**What is being asked**
Begin with the first line below and retype each line exactly through the line containing "const emptyRows = [0, 1, 2, 3, 4];". Any pictures are to be left out.

**Dataset section**
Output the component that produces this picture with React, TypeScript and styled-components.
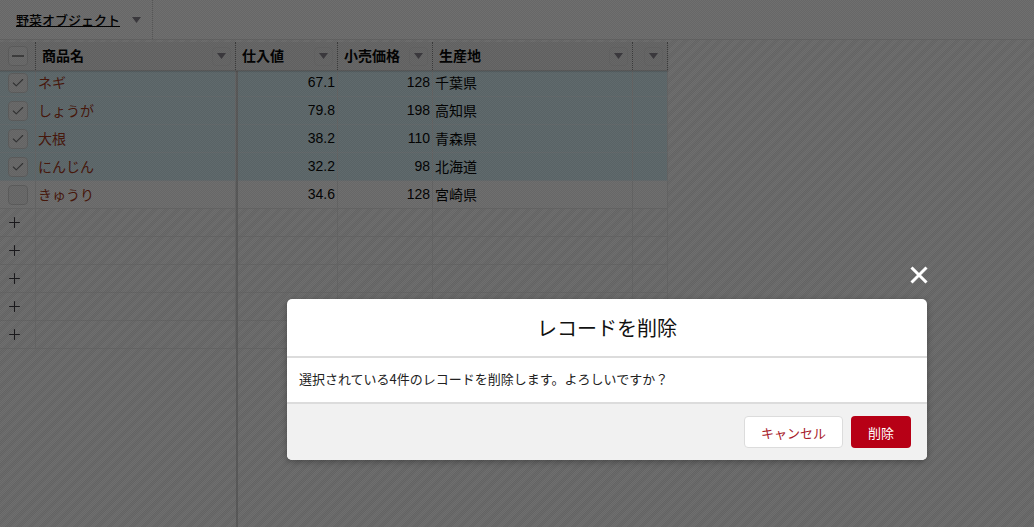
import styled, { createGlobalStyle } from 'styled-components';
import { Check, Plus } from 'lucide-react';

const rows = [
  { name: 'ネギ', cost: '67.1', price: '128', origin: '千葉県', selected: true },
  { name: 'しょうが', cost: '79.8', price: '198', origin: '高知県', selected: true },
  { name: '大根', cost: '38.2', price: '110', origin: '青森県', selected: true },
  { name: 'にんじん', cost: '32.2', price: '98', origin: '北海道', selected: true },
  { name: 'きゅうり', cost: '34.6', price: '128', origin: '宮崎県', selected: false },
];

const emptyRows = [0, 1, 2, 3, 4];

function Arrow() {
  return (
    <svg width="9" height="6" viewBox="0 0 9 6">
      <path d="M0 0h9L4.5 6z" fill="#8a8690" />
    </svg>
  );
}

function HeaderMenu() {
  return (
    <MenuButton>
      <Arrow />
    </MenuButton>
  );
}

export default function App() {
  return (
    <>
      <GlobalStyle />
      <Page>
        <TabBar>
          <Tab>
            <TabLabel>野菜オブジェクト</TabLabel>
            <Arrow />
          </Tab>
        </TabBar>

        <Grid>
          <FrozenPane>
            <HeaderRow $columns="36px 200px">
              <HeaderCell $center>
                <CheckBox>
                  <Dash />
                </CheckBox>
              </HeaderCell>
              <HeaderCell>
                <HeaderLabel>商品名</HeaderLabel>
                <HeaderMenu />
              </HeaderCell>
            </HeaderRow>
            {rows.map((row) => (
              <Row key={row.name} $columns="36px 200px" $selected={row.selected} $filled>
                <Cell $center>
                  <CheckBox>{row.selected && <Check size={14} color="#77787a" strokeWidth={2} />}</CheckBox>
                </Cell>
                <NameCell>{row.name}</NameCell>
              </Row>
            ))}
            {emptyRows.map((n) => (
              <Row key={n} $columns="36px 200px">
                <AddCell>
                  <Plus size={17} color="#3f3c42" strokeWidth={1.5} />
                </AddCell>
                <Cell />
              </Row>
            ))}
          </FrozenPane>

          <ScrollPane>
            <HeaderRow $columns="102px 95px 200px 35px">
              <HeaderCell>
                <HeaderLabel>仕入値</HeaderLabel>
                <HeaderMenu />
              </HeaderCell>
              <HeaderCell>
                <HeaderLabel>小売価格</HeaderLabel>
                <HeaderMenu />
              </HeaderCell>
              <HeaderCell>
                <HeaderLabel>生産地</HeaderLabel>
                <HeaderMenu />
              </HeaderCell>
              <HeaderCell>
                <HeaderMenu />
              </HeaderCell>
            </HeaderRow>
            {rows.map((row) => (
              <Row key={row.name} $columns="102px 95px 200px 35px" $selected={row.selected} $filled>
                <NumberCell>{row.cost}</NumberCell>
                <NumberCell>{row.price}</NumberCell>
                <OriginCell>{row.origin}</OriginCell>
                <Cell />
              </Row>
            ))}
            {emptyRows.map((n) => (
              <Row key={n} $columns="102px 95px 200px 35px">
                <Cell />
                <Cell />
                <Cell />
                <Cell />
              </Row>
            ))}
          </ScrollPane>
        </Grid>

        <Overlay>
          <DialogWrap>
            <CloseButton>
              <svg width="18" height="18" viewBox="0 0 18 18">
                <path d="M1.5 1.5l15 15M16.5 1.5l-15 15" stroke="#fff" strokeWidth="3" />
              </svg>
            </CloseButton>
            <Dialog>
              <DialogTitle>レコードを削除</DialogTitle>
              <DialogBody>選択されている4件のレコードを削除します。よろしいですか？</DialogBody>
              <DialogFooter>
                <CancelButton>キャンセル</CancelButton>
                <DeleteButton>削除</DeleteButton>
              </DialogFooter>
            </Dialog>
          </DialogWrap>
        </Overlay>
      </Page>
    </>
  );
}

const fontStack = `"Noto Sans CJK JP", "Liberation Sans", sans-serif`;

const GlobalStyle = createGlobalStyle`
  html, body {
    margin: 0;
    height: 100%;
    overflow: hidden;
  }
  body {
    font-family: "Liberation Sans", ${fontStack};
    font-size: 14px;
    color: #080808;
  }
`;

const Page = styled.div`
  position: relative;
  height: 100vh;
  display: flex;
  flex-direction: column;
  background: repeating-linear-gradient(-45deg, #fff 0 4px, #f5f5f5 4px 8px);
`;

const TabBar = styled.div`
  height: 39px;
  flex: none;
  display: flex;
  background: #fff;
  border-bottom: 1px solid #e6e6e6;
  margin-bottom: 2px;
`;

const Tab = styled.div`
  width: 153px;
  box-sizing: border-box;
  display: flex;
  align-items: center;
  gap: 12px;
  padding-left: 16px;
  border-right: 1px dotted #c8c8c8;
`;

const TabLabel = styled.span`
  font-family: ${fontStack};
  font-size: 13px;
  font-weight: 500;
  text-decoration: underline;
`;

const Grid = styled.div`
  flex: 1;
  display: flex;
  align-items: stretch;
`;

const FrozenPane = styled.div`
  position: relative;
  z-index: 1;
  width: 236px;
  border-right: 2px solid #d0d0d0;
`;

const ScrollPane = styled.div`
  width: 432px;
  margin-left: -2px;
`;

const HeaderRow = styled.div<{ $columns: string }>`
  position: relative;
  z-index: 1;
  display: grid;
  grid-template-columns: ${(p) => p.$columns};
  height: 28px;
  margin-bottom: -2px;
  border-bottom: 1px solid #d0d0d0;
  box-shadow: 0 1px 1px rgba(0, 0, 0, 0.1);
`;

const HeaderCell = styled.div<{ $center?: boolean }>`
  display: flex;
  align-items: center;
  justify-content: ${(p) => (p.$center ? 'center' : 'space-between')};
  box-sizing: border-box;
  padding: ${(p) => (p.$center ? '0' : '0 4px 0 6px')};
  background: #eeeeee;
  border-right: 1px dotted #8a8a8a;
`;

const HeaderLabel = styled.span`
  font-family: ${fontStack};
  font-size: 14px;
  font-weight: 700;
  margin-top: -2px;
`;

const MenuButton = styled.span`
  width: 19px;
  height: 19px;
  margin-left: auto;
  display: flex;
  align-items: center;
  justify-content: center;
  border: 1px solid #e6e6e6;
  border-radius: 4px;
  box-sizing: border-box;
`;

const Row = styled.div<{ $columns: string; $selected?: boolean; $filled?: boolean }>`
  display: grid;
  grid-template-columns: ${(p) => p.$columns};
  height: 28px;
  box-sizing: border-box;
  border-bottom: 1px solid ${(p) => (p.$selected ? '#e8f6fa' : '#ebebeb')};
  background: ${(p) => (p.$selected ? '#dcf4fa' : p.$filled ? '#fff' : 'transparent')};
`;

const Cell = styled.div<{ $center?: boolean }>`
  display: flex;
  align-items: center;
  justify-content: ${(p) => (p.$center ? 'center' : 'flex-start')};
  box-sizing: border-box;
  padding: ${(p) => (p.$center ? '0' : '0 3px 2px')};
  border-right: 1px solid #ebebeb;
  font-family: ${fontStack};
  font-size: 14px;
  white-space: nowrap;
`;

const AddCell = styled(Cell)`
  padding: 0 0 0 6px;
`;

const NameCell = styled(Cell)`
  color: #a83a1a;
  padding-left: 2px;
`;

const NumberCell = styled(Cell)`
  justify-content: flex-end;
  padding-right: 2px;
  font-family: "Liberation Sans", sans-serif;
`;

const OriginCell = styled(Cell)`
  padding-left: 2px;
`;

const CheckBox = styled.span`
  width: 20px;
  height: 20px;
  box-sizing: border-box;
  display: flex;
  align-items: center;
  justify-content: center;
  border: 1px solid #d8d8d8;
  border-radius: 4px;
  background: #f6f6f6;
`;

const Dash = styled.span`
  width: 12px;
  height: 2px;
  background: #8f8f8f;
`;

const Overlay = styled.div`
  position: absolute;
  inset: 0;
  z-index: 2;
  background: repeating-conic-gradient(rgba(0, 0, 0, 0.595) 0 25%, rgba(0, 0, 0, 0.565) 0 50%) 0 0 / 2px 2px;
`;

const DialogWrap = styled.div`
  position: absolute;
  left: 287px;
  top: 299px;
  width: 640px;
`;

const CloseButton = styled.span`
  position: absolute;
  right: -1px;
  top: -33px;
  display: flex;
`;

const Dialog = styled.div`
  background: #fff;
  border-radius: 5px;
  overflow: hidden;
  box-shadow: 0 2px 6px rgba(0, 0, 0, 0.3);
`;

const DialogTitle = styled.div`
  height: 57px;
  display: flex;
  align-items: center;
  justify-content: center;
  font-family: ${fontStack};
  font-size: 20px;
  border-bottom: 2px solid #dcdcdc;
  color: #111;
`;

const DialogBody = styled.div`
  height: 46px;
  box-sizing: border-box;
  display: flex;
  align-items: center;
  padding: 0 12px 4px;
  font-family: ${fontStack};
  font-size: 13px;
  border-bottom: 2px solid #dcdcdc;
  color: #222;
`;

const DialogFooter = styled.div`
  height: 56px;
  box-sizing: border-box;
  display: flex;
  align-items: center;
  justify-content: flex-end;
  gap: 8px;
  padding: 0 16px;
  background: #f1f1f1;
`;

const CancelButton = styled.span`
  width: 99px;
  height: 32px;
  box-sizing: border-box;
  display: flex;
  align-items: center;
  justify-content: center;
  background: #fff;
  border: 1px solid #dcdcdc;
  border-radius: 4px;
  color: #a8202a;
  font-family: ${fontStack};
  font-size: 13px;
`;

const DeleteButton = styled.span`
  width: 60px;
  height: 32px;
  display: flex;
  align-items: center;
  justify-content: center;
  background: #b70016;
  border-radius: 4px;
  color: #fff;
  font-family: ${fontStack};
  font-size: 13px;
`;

**Task solution**
Output the component that produces this picture with React, TypeScript and styled-components.
import styled, { createGlobalStyle } from 'styled-components';
import { Check, Plus } from 'lucide-react';

const rows = [
  { name: 'ネギ', cost: '67.1', price: '128', origin: '千葉県', selected: true },
  { name: 'しょうが', cost: '79.8', price: '198', origin: '高知県', selected: true },
  { name: '大根', cost: '38.2', price: '110', origin: '青森県', selected: true },
  { name: 'にんじん', cost: '32.2', price: '98', origin: '北海道', selected: true },
  { name: 'きゅうり', cost: '34.6', price: '128', origin: '宮崎県', selected: false },
];

const emptyRows = [0, 1, 2, 3, 4];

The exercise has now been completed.